La crisis económica reinante, el deterioro institucional, la falta de credibilidad, la inseguridad, la impunidad, la corrupción, la instauración de los intereses de casta en detrimento del interés general, sacuden peligrosamente a la nación. Y la empujan por un camino de incertidumbre donde, tarde o temprano, el destino nacional se decidirá entre dos opciones.
En la primera, donde la paciencia se ha agotado y la esperanza mayoritaria brilla por su ausencia, la ciudadanía cede el timón de sus decisiones al impulso, al descontento, al hartazgo provocado por las circunstancias dominantes, y utiliza su voto como arma de venganza y castigo. Surge, de esa determinación, el iluminado, el líder mesiánico cuya finalidad es cambiar todo desde la raíz; para lo cual enfilará sus dardos en contra de las élites todopoderosas y corruptas, culpables del desastre circundante; y en contra, también, del sistema legal y de los valores democráticos, a los que acusará de obsoletos para erigirse él como voluntad única y suprema. Los ejemplos de este tipo de liderazgo sobran en Latinoamérica, que ha sido testigo de las calamitosas consecuencias y de la ruina que han provocado.

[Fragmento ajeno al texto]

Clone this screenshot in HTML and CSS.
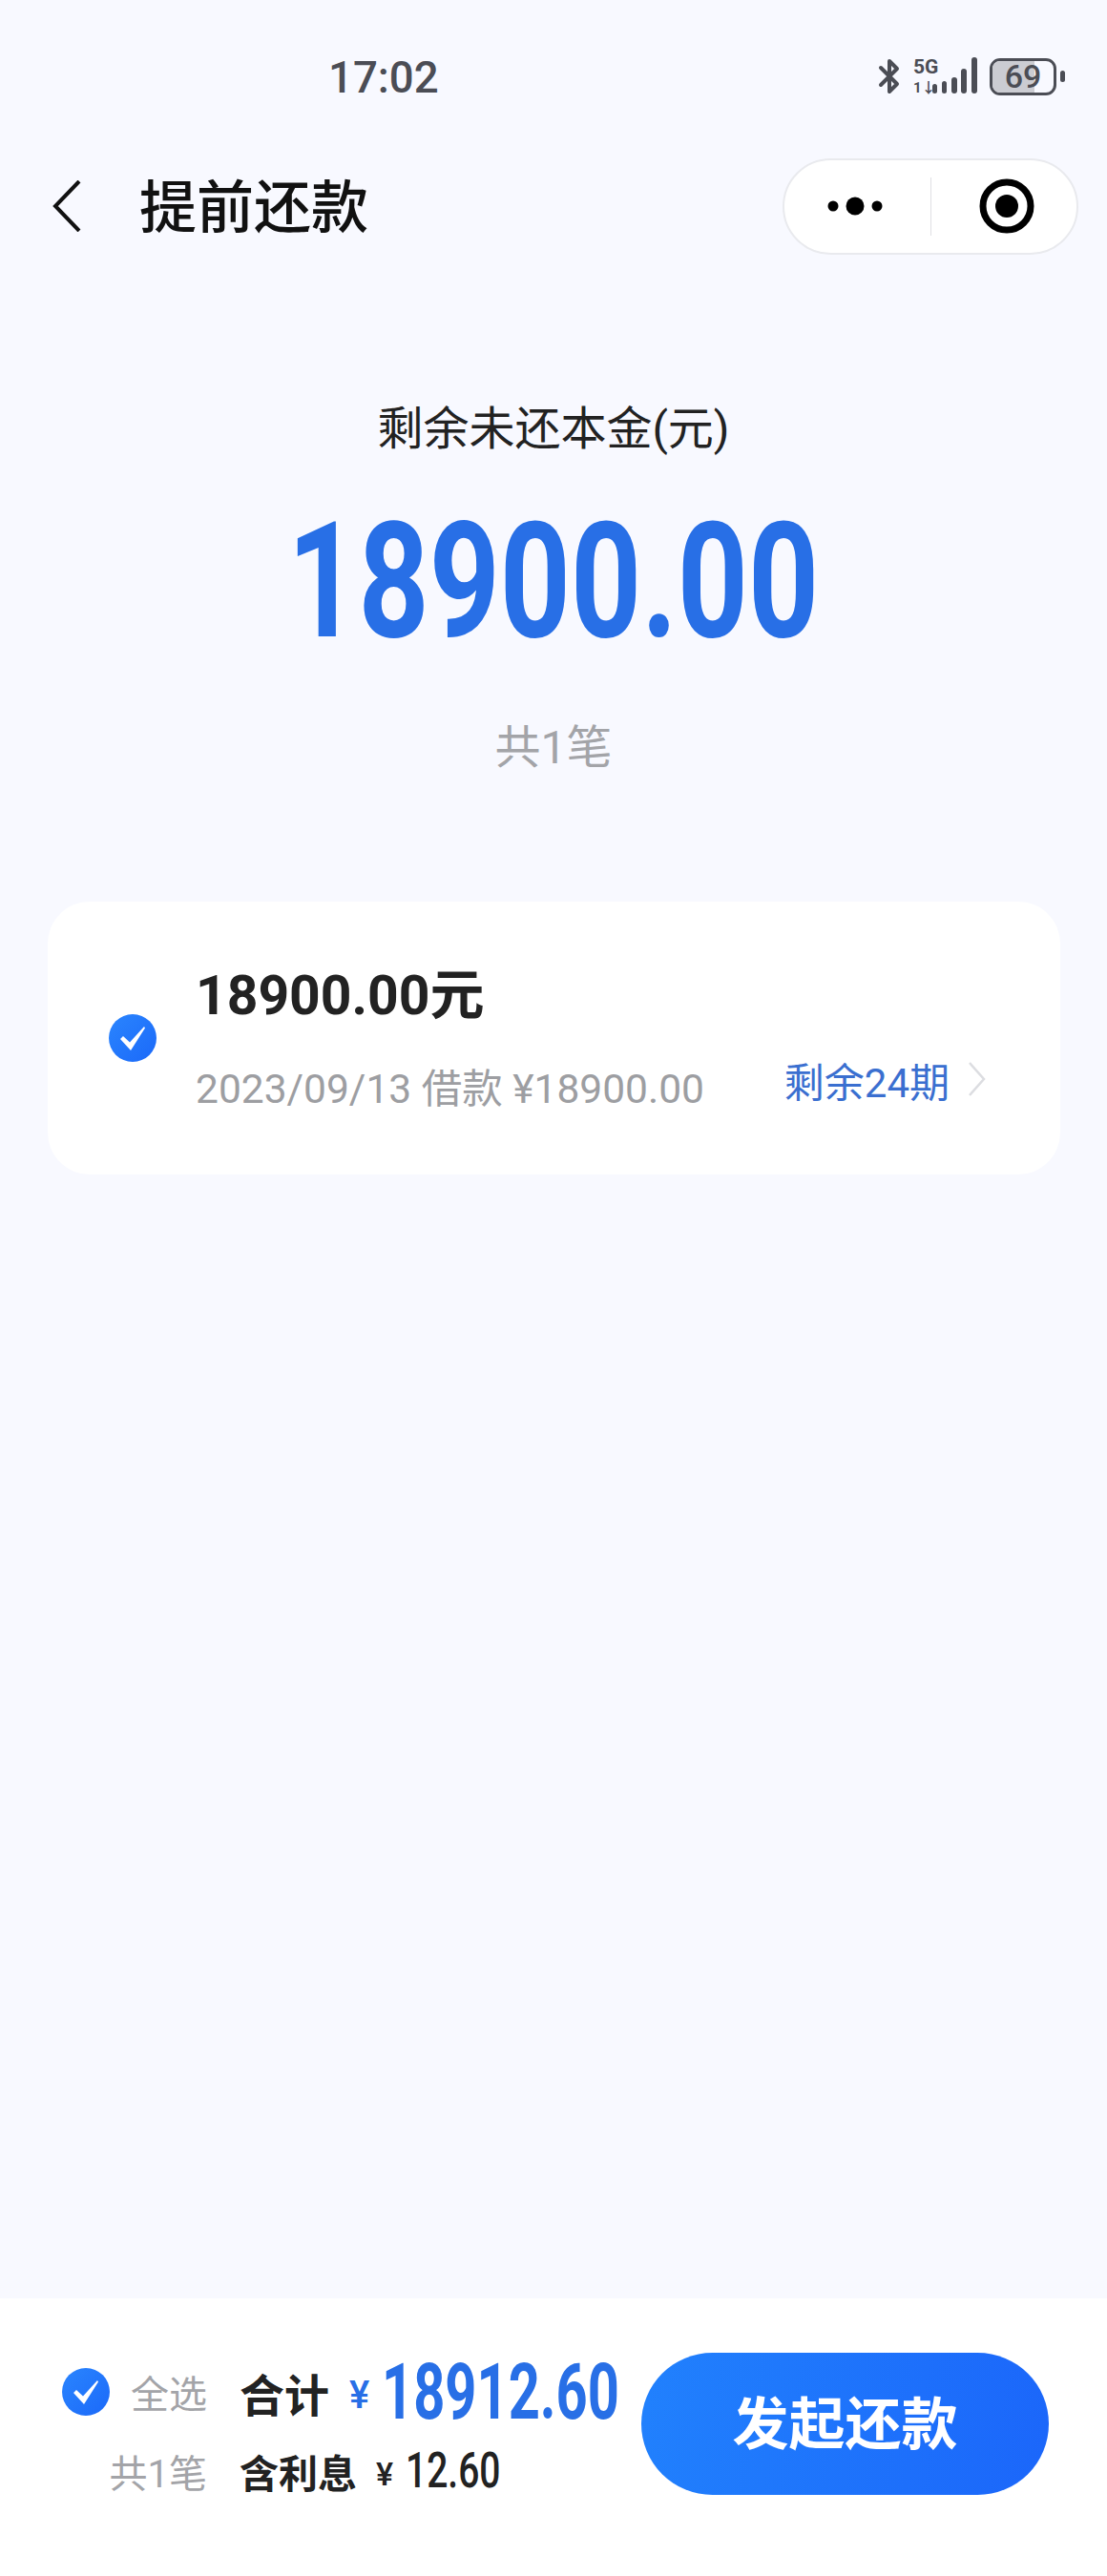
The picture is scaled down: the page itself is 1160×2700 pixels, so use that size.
FILE: index.html
```html
<!DOCTYPE html>
<html lang="zh-CN">
<head>
  <meta charset="UTF-8">
  <meta name="viewport" content="width=device-width, initial-scale=1.0">
  <title>提前还款</title>
  <link rel="stylesheet" href="styles.css">
</head>
<body>
  <div class="page">
    <div class="statusbar">
      <span class="time">17:02</span>
      <div class="status-icons">
        <svg class="bt" width="24" height="38" viewBox="0 0 24 38" fill="none" stroke="#4b4d55" stroke-width="4" stroke-linejoin="round" stroke-linecap="round">
          <path d="M3 10 L20 27 L12 35 V3 L20 11 L3 28"/>
        </svg>
        <svg class="signal" width="72" height="48" viewBox="0 -4 72 48">
          <text class="net" x="0" y="17">5G</text>
          <text class="net-sub" x="0" y="37">1↓</text>
          <g fill="#4b4d55">
            <rect x="20" y="28" width="5" height="10" rx="2.5"/>
            <rect x="30" y="25" width="5" height="13" rx="2.5"/>
            <rect x="40" y="21" width="6" height="17" rx="3"/>
            <rect x="50" y="12" width="6" height="26" rx="3"/>
            <rect x="61" y="0" width="6" height="38" rx="3"/>
          </g>
        </svg>
        <div class="battery">
          <div class="battery-body"><div class="battery-fill"></div><span class="battery-num">69</span></div>
          <div class="battery-nub"></div>
        </div>
      </div>
    </div>

    <div class="navbar">
      <svg class="back" width="30" height="54" viewBox="0 0 30 54" fill="none" stroke="#111" stroke-width="4">
        <path d="M28 1 L3 27 L28 53"/>
      </svg>
      <h1 class="title">提前还款</h1>
      <div class="capsule">
        <svg class="capsule-more" width="58" height="24" viewBox="0 0 58 24" fill="#000">
          <circle cx="6" cy="12" r="5.5"/>
          <circle cx="29" cy="12" r="9.5"/>
          <circle cx="52" cy="12" r="5.5"/>
        </svg>
        <div class="capsule-line"></div>
        <svg class="capsule-close" width="60" height="60" viewBox="0 0 60 60">
          <circle cx="30" cy="30" r="25" fill="none" stroke="#000" stroke-width="7"/>
          <circle cx="30" cy="30" r="12" fill="#000"/>
        </svg>
      </div>
    </div>

    <div class="summary">
      <div class="summary-label">剩余未还本金(元)</div>
      <div class="summary-amount">18900.00</div>
      <div class="summary-count">共1笔</div>
    </div>

    <div class="loan-card">
      <div class="check check-card">
        <svg width="50" height="50" viewBox="0 0 50 50"><path fill="#fff" d="M12 26 L15 23 L22 29.5 L37 13 L38 14.5 L23 38 Z"/></svg>
      </div>
      <div class="loan-body">
        <div class="loan-title">18900.00元</div>
        <div class="loan-row">
          <span class="loan-sub">2023/09/13 借款 ¥18900.00</span>
          <span class="loan-term">剩余24期
            <svg width="18" height="36" viewBox="0 0 18 36" fill="none" stroke="#dcdde1" stroke-width="2.5"><path d="M1 1 L16 18 L1 35"/></svg>
          </span>
        </div>
      </div>
    </div>

    <div class="footer">
      <div class="totals">
        <div class="totals-left">
          <div class="check check-all">
            <svg width="50" height="50" viewBox="0 0 50 50"><path fill="#fff" d="M12 26 L15 23 L22 29.5 L37 13 L38 14.5 L23 38 Z"/></svg>
          </div>
          <span class="muted">全选</span>
        </div>
        <div class="totals-right">
          <span class="total-label">合计</span>
          <span class="yen yen-blue">¥</span>
          <span class="total-amount">18912.60</span>
        </div>
        <div class="totals-left">
          <span class="muted">共1笔</span>
        </div>
        <div class="totals-right">
          <span class="interest-label">含利息</span>
          <span class="yen yen-dark">¥</span>
          <span class="interest-amount">12.60</span>
        </div>
      </div>
      <button class="pay-btn" type="button">发起还款</button>
    </div>
  </div>
</body>
</html>
```

FILE: styles.css
```css
* { box-sizing: border-box; }
body {
  margin: 0;
  background-color: #f8f9ff;
  font-family: Roboto, "Noto Sans CJK SC", sans-serif;
  color: #222;
}
.page {
  display: flex;
  flex-direction: column;
  height: 2700px;
  overflow: hidden;
}

/* status bar */
.statusbar {
  display: flex;
  align-items: center;
  justify-content: space-between;
  height: 160px;
  padding: 0 44px 0 344px;
}
.time { font-size: 47px; font-weight: 500; color: #4b4d55; transform: scaleX(0.97); transform-origin: left center; }
.status-icons { display: flex; align-items: center; }
.bt { margin-right: 13px; }
.signal { margin-right: 8px; }
.net { font-size: 21px; font-weight: 700; fill: #4b4d55; }
.net-sub { font-size: 15px; font-weight: 700; fill: #4b4d55; }
.battery { display: flex; align-items: center; gap: 4px; }
.battery-body {
  position: relative;
  display: flex;
  align-items: center;
  justify-content: center;
  width: 70px;
  height: 39px;
  border: 3px solid #4b4d55;
  border-radius: 11px;
  overflow: hidden;
}
.battery-fill {
  position: absolute;
  left: 0;
  top: 0;
  bottom: 0;
  width: 69%;
  background-color: #cbccd2;
}
.battery-num { position: relative; font-size: 34px; font-weight: 500; color: #4b4d55; line-height: 33px; }
.battery-nub { width: 5px; height: 12px; border-radius: 3px; background-color: #4b4d55; }

/* nav */
.navbar {
  display: flex;
  align-items: center;
  height: 112px;
  padding: 0 30px 0 55px;
}
.title { flex: 1; margin: 5px 0 0 61px; font-size: 60px; font-weight: 500; color: #111; line-height: 1; }
.capsule {
  display: flex;
  align-items: center;
  width: 310px;
  height: 101px;
  background-color: #fff;
  border: 2px solid #e9eaee;
  border-radius: 51px;
}
.capsule-more { margin-left: 45px; }
.capsule-line { width: 1px; height: 61px; margin-left: 50px; background-color: #dfe0e4; }
.capsule-close { margin-left: 49px; }

/* summary */
.summary { display: flex; flex-direction: column; align-items: center; margin-top: 148px; }
.summary-label { font-size: 48px; line-height: 60px; color: #222; }
.summary-amount {
  margin-top: 50px;
  font-size: 168px;
  line-height: 160px;
  font-weight: 700;
  color: #286fe6;
  transform: scaleX(0.77);
}
.summary-count { margin-top: 64px; font-size: 48px; line-height: 60px; color: #a3a4a8; }

/* loan card */
.loan-card {
  display: flex;
  align-items: center;
  height: 286px;
  margin: 131px 49px 0 50px;
  padding: 0 78px 0 64px;
  background-color: #fff;
  border-radius: 44px;
}
.check {
  flex: none;
  width: 50px;
  height: 50px;
  border-radius: 50%;
  background: linear-gradient(135deg, #2a85fe, #1b69f9);
}
.check svg { display: block; }
.loan-body { flex: 1; margin-left: 41px; }
.loan-title { font-size: 57px; line-height: 70px; font-weight: 700; color: #222; }
.loan-row { display: flex; align-items: center; justify-content: space-between; margin-top: 28px; height: 60px; }
.loan-sub { font-size: 42.5px; color: #9d9ea2; }
.loan-term { display: flex; align-items: center; gap: 20px; padding-bottom: 12px; font-size: 42px; color: #3a6fd0; }

/* footer */
.footer {
  display: flex;
  align-items: flex-start;
  justify-content: space-between;
  margin-top: auto;
  height: 291px;
  padding: 57px 61px 0 65px;
  background-color: #fff;
}
.totals {
  display: grid;
  grid-template-columns: 152px auto;
  grid-template-rows: 70px 50px;
  row-gap: 23px;
  column-gap: 34px;
  margin-top: 6px;
}
.totals-left { display: flex; align-items: center; justify-content: space-between; }
.totals-left .muted:only-child { margin-left: auto; }
.totals-right { display: flex; align-items: center; }
.muted { font-size: 40px; color: #a3a4a8; }
.total-label { font-size: 47px; font-weight: 700; color: #222; }
.yen { font-weight: 500; }
.yen-blue { margin-left: 21px; margin-top: 6px; font-size: 40px; color: #286fe6; }
.total-amount {
  width: 245px;
  margin-left: 13px;
  font-size: 82px;
  line-height: 70px;
  font-weight: 700;
  color: #286fe6;
  white-space: nowrap;
  transform: scaleX(0.705);
  transform-origin: left center;
}
.interest-label { font-size: 41px; font-weight: 700; color: #222; }
.yen-dark { margin-left: 20px; margin-top: 6px; font-size: 34px; color: #222; }
.interest-amount {
  width: 95px;
  margin-left: 13px;
  font-size: 52px;
  line-height: 50px;
  font-weight: 500;
  color: #222;
  white-space: nowrap;
  transform: scaleX(0.75);
  transform-origin: left center;
}
.pay-btn {
  width: 427px;
  height: 149px;
  padding: 0 0 8px;
  border: none;
  border-radius: 75px;
  background: linear-gradient(100deg, #2181fd, #1b66fa);
  color: #fff;
  font-family: inherit;
  font-size: 59px;
  font-weight: 700;
}
```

La otra opción apela a sacudirse el conformismo, a recurrir a los espacios y a los instrumentos que brinda la democracia y, echando a un lado las diferencias, coincidir en los intereses comunes que permitan la renovación de un país de todos y para todos. Para ello se requiere de un nuevo liderazgo, de una masa crítica de ciudadanos que abandonen su zona de confort y se inserten en el hacer social y político, guiados por una ética vigorosa y por principios coherentes con las exigencias del bienestar general. No hay otro camino más prometedor que éste.